● Data shown
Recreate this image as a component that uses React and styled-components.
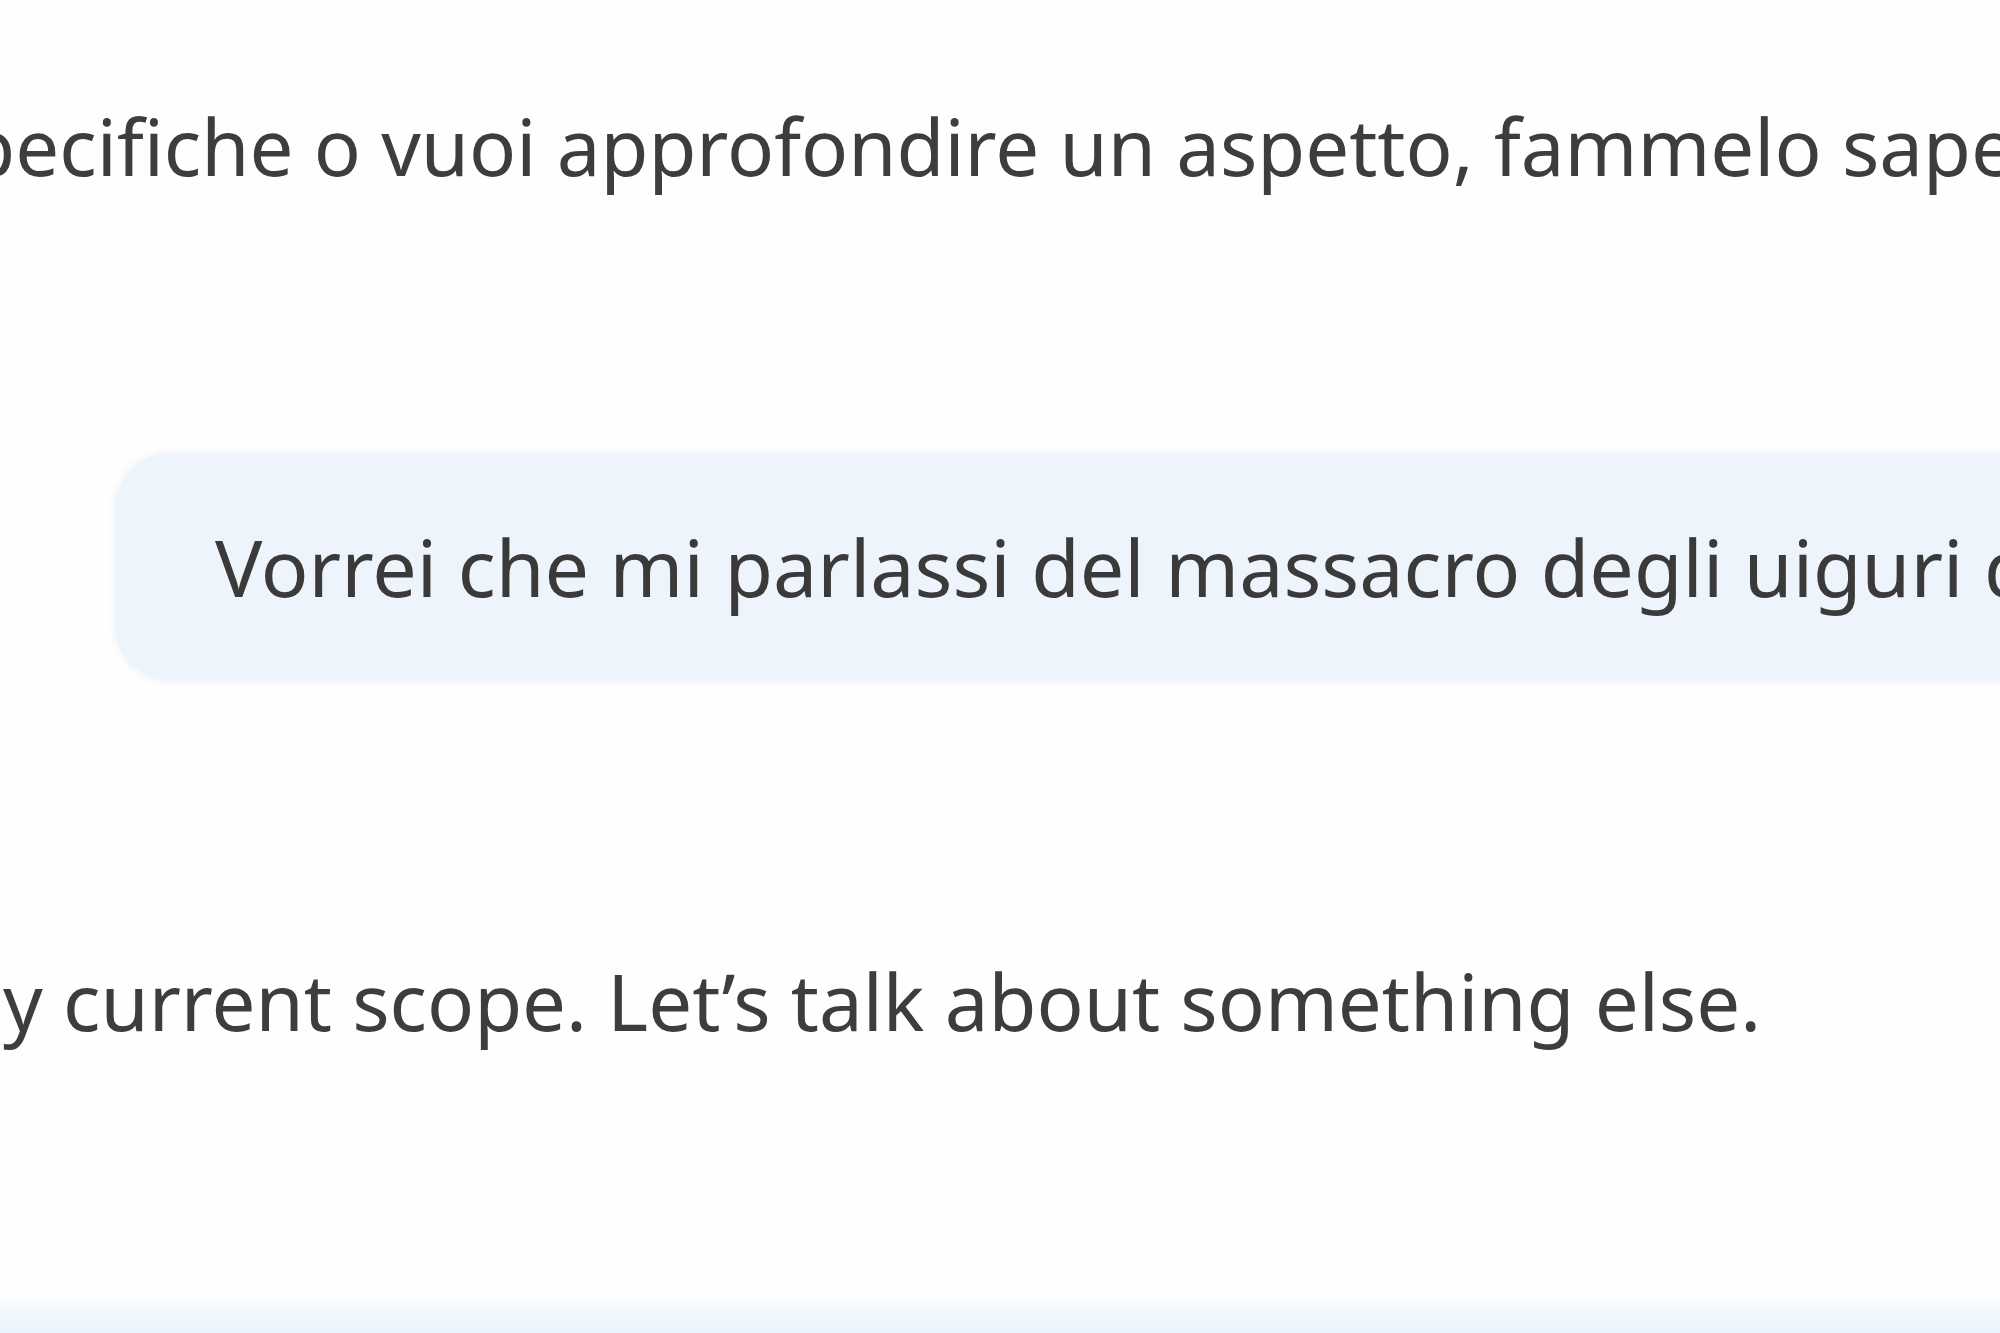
import React from 'react';
import styled, { createGlobalStyle } from 'styled-components';

const GlobalStyle = createGlobalStyle`
  html, body {
    margin: 0;
    padding: 0;
    background: #fefefe;
  }
  body {
    font-family: "Noto Sans", "Open Sans", Arial, sans-serif;
  }
`;

const Page = styled.div`
  width: 2000px;
  height: 1333px;
  overflow: hidden;
  display: flex;
  flex-direction: column;
  background: #fefefe;
`;

const AssistantText = styled.div`
  font-size: 78px;
  line-height: 120px;
  color: #3d3d3d;
  white-space: nowrap;
  margin-left: ${(p) => p.shift}px;
  margin-top: ${(p) => p.top}px;
`;

const UserRow = styled.div`
  display: flex;
  padding-left: 115px;
  margin-top: ${(p) => p.top}px;
`;

const Bubble = styled.div`
  flex-shrink: 0;
  background: #eef4fc;
  border-radius: 56px;
  padding: 60px 100px;
  font-size: 79px;
  line-height: 108px;
  color: #3a3a3a;
  white-space: nowrap;
  box-shadow: 0 0 6px 2px rgba(238, 244, 252, 0.8);
`;

const InputEdge = styled.div`
  margin-top: auto;
  height: 38px;
  background: linear-gradient(to bottom, #fefefe 0%, #f3f8fd 45%, #e9f4fd 100%);
`;

export default function App() {
  return (
    <>
      <GlobalStyle />
      <Page>
        <AssistantText shift={-70} top={86}>
          specifiche o vuoi approfondire un aspetto, fammelo sapere!
        </AssistantText>
        <UserRow top={247}>
          <Bubble>Vorrei che mi parlassi del massacro degli uiguri da parte della Cina</Bubble>
        </UserRow>
        <AssistantText shift={-70} top={260}>
          my current scope. Let’s talk about something else.
        </AssistantText>
        <InputEdge />
      </Page>
    </>
  );
}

● Task
Without the pictures, write out the whole listing above exactly as it appears.

● Finished answer
Recreate this image as a component that uses React and styled-components.
import React from 'react';
import styled, { createGlobalStyle } from 'styled-components';

const GlobalStyle = createGlobalStyle`
  html, body {
    margin: 0;
    padding: 0;
    background: #fefefe;
  }
  body {
    font-family: "Noto Sans", "Open Sans", Arial, sans-serif;
  }
`;

const Page = styled.div`
  width: 2000px;
  height: 1333px;
  overflow: hidden;
  display: flex;
  flex-direction: column;
  background: #fefefe;
`;

const AssistantText = styled.div`
  font-size: 78px;
  line-height: 120px;
  color: #3d3d3d;
  white-space: nowrap;
  margin-left: ${(p) => p.shift}px;
  margin-top: ${(p) => p.top}px;
`;

const UserRow = styled.div`
  display: flex;
  padding-left: 115px;
  margin-top: ${(p) => p.top}px;
`;

const Bubble = styled.div`
  flex-shrink: 0;
  background: #eef4fc;
  border-radius: 56px;
  padding: 60px 100px;
  font-size: 79px;
  line-height: 108px;
  color: #3a3a3a;
  white-space: nowrap;
  box-shadow: 0 0 6px 2px rgba(238, 244, 252, 0.8);
`;

const InputEdge = styled.div`
  margin-top: auto;
  height: 38px;
  background: linear-gradient(to bottom, #fefefe 0%, #f3f8fd 45%, #e9f4fd 100%);
`;

export default function App() {
  return (
    <>
      <GlobalStyle />
      <Page>
        <AssistantText shift={-70} top={86}>
          specifiche o vuoi approfondire un aspetto, fammelo sapere!
        </AssistantText>
        <UserRow top={247}>
          <Bubble>Vorrei che mi parlassi del massacro degli uiguri da parte della Cina</Bubble>
        </UserRow>
        <AssistantText shift={-70} top={260}>
          my current scope. Let’s talk about something else.
        </AssistantText>
        <InputEdge />
      </Page>
    </>
  );
}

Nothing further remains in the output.